» DATA:
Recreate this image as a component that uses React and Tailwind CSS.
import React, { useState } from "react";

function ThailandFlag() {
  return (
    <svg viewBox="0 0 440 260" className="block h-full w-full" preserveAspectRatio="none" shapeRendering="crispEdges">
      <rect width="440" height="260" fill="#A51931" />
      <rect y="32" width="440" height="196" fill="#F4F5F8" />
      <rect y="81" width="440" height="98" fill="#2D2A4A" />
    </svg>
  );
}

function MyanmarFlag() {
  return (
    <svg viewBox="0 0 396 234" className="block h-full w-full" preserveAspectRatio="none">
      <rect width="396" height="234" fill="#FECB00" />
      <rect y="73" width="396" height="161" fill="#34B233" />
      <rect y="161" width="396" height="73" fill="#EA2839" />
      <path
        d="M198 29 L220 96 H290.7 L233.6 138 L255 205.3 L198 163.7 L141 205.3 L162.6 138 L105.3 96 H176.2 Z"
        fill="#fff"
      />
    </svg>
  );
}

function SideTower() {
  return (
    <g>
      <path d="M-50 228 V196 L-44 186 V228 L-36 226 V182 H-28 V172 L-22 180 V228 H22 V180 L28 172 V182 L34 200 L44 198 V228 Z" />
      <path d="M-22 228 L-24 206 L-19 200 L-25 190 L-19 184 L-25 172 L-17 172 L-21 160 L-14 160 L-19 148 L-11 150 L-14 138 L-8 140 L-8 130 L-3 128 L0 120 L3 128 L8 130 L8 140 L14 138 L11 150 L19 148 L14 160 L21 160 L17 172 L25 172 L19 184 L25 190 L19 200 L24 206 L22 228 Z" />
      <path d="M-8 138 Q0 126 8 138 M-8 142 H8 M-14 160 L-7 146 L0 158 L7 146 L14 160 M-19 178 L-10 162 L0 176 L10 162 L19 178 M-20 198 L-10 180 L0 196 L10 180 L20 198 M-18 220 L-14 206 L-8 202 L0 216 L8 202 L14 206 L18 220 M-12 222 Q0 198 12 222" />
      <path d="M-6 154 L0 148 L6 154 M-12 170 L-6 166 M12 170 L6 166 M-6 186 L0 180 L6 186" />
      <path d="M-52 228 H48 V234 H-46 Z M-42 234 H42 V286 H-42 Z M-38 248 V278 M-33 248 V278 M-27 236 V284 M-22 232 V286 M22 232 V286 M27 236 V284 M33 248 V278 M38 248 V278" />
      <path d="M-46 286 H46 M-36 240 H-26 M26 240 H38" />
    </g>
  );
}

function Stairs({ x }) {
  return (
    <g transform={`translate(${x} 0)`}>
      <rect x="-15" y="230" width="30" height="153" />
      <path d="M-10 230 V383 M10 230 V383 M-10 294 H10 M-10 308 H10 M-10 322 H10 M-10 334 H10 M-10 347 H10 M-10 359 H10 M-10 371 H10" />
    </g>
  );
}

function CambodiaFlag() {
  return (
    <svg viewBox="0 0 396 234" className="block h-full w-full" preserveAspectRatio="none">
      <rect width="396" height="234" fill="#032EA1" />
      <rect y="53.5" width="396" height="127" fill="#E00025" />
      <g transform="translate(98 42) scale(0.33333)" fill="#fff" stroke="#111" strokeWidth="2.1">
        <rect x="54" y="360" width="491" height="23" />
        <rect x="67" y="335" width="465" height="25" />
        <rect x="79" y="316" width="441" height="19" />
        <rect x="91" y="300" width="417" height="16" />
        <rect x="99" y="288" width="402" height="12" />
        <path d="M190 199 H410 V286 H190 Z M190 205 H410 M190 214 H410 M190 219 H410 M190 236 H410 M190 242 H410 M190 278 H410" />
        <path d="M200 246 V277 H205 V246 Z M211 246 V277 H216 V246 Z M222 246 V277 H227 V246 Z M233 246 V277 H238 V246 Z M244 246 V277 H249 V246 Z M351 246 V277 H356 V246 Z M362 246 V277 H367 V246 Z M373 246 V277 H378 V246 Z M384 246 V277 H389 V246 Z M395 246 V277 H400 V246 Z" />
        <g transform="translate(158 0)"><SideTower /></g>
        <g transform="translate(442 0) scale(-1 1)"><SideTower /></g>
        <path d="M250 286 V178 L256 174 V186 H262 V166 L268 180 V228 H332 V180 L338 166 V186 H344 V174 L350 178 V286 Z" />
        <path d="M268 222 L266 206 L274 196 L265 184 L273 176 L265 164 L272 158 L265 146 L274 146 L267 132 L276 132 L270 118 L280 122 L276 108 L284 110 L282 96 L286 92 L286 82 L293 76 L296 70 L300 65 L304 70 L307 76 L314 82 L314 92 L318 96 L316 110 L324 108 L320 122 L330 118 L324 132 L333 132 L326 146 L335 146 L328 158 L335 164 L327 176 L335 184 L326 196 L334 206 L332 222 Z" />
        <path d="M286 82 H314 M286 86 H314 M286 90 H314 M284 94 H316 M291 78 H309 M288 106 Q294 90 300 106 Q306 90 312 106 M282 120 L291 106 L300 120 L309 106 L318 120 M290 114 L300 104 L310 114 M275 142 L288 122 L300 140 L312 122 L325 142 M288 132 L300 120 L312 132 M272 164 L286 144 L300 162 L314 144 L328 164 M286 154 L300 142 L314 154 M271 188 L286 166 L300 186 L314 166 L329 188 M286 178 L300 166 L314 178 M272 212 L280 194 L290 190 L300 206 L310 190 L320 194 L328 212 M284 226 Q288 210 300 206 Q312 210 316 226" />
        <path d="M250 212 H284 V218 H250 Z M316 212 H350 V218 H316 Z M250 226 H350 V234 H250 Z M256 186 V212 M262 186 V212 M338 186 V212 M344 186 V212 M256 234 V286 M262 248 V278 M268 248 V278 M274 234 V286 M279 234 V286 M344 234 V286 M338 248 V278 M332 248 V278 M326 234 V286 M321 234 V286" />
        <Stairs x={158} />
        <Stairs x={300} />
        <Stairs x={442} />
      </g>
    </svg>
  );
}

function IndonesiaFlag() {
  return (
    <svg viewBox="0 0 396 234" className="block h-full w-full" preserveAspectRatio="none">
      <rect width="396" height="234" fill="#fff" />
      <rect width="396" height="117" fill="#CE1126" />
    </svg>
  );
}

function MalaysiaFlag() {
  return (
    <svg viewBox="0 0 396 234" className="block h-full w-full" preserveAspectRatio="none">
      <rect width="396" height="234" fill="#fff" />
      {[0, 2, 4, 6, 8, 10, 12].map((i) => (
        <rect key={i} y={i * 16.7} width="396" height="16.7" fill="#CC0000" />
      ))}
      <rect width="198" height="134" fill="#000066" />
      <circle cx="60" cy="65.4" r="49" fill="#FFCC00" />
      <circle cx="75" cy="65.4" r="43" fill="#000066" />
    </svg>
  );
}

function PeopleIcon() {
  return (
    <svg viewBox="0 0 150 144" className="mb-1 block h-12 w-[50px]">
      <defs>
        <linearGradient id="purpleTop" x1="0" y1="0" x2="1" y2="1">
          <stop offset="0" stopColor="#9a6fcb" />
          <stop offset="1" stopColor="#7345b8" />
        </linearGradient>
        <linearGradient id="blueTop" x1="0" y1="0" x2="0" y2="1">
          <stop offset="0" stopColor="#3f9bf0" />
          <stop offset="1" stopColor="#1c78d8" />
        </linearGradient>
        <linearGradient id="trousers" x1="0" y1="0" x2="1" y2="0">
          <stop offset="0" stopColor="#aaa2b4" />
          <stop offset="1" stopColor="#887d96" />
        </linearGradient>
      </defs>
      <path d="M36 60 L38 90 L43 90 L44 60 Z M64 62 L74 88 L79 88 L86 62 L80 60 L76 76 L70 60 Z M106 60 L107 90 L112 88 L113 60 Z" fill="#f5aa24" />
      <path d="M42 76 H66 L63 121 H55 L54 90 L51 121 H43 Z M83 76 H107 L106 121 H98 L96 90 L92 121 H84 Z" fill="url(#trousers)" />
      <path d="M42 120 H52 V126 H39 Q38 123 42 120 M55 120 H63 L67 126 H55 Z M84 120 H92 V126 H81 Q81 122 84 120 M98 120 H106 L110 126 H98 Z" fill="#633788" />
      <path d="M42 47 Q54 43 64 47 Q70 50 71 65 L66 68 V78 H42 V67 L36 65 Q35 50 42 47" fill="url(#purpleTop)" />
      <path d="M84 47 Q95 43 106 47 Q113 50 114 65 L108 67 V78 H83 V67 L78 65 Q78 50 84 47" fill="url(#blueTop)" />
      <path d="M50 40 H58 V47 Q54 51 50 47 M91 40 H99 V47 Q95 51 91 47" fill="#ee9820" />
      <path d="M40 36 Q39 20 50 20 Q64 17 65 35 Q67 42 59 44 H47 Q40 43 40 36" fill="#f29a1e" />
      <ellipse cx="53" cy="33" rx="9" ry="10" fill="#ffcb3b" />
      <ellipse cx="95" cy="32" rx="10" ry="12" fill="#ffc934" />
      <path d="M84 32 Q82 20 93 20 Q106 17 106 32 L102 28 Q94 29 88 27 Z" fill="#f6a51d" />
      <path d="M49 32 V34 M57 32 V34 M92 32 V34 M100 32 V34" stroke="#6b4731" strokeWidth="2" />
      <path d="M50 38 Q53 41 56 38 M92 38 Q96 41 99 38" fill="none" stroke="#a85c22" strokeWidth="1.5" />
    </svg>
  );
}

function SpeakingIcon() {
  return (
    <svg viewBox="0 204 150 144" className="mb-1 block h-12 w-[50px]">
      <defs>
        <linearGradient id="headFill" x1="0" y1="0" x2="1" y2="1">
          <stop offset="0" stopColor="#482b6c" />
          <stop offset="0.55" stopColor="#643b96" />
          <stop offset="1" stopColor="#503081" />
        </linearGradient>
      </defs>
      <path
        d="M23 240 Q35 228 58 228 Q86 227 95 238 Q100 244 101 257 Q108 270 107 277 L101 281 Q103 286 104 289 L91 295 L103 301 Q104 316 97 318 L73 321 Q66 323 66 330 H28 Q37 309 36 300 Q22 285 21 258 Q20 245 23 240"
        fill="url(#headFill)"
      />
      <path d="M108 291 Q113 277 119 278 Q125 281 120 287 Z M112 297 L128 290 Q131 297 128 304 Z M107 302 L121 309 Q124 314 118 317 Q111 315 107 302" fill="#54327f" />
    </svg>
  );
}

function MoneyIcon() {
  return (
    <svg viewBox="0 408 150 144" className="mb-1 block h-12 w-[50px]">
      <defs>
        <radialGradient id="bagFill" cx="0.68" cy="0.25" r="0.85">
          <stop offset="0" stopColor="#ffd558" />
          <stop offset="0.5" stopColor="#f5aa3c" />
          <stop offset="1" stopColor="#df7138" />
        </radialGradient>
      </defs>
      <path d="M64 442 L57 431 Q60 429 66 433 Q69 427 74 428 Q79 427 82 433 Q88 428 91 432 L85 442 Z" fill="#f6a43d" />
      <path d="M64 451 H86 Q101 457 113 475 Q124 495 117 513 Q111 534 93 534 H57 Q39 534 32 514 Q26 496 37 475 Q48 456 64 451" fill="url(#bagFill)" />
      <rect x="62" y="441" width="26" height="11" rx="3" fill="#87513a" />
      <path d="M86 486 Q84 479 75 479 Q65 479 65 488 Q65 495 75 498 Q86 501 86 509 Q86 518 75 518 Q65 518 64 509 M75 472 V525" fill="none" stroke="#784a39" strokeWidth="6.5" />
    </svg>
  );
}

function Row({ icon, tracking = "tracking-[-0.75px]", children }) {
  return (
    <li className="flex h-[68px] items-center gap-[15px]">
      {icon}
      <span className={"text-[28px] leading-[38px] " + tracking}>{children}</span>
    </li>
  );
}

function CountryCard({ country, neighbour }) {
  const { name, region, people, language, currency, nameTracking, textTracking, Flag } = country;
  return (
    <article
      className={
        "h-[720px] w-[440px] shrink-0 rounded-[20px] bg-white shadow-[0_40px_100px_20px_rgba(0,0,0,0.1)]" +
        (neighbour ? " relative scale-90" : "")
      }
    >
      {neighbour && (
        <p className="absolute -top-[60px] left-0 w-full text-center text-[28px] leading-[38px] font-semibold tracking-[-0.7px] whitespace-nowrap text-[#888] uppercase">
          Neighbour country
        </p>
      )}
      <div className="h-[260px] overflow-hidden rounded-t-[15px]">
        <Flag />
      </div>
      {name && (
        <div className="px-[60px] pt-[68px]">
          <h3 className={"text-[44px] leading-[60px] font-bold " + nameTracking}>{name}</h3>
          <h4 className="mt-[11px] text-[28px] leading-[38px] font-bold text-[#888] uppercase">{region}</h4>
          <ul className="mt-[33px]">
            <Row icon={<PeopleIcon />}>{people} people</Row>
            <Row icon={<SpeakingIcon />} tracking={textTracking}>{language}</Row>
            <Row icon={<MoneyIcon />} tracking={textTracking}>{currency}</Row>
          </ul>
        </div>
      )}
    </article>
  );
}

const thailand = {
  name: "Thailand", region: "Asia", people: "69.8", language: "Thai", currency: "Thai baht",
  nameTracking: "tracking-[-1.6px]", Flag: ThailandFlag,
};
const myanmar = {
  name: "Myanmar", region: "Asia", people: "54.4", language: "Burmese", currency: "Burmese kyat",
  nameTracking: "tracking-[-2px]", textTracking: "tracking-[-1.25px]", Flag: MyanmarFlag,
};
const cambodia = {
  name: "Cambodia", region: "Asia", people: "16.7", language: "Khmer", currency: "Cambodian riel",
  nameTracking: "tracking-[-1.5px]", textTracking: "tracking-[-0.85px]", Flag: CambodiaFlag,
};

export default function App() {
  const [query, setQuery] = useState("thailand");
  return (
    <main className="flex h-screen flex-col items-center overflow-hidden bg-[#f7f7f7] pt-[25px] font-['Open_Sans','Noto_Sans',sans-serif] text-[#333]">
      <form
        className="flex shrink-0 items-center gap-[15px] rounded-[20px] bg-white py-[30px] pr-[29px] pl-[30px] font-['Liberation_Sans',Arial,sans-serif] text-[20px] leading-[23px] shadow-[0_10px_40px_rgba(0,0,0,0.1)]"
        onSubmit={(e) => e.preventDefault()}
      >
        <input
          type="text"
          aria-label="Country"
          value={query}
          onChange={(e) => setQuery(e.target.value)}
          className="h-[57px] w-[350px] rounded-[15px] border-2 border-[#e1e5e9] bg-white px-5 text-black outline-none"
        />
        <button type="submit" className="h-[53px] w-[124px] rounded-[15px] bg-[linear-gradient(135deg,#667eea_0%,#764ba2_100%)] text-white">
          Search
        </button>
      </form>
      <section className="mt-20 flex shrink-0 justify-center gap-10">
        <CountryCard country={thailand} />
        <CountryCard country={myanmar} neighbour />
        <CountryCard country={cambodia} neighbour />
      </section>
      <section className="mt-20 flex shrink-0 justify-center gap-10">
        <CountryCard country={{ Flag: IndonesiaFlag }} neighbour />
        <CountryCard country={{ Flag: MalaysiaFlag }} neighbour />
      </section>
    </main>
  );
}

» WHAT YOU SHOULD DO: Tally the lines of the data that hold the string "React". Answer with the number and nothing more.

» SOLVED EXERCISE: 2